If you keep losing, the husband will join the band wagon, for sure! :-)
I struggle with this, too. I worry so much about my husband.
He knows he isn't healthy and sometimes he is motivated to do something, but most of the time not.
I think watching me to last two weeks has made a difference. He started counting calories yesterday.
Future good health is also the reason I'm on a similar journey. Today I heard the risk of a stroke is cut in half by walking 30 minutes a day. That's totally do-able. Now I just need to actually do it!
I'm proud of you for picking up some solid reinforcement of your new healthy choices out of such a hurt-filled and sensitive family situation. It can be so tricky to deal with such things with our families, because we see ourselves in them and vice versa. But you're absolutely right to look at him and be motivated to continue your changes and to be proud of yourself for doing so!
I'm sure your faithfulness is a quiet example to your hubby that could be more convincing than anything you /say/. And he IS ready to start following your footsteps (perhaps literally :), how lucky he will be to have you right there cheering him on!
Thank you for your comment on my blog! I really like yours too. It's very honest and raw, and I value that.
I saw in your list of books "Man's Search For Meaning"-- by Viktor Frankl? Because, if so, you are a rare and wonderous bird. I love that book so much, and I only know of one other person who knows what it is. :)

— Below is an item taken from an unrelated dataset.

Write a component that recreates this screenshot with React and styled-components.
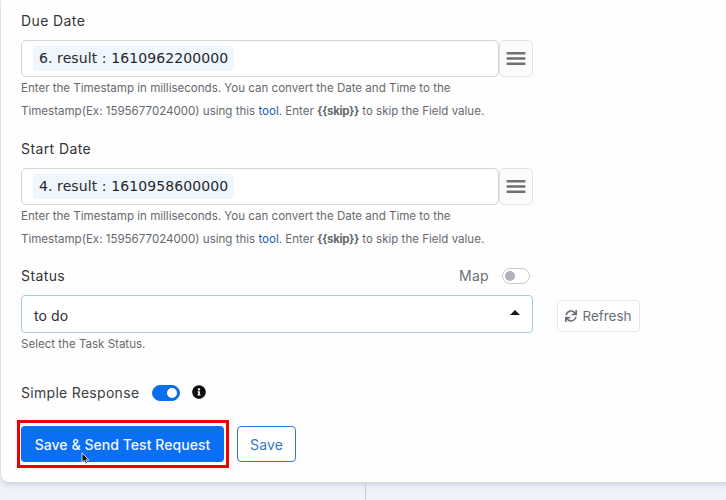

Thanks for all of your comments!
FG (I just WILL NOT call you by your blogger name!), I'm so glad your hubby is counting calories now. Kalem (my DH) is now really sensitive to how salty things are, so that's a start! I'm sure we'll be great examples for our spouses!
Naomi, I really do love that book! It's absolutely brilliant and really changed the way I live my life. I really appreciate the existential view of living. How cool that you love it, too!
Sharon, you're so right. I'm using this touchy subject to better myself. It may be too late to have a relationship, but I am grateful that he gave me the kick in the pants I needed to better my health.
I love this post...it was very powerful to me.
Keep it up! I have battled weight issues my entire life..you can do it!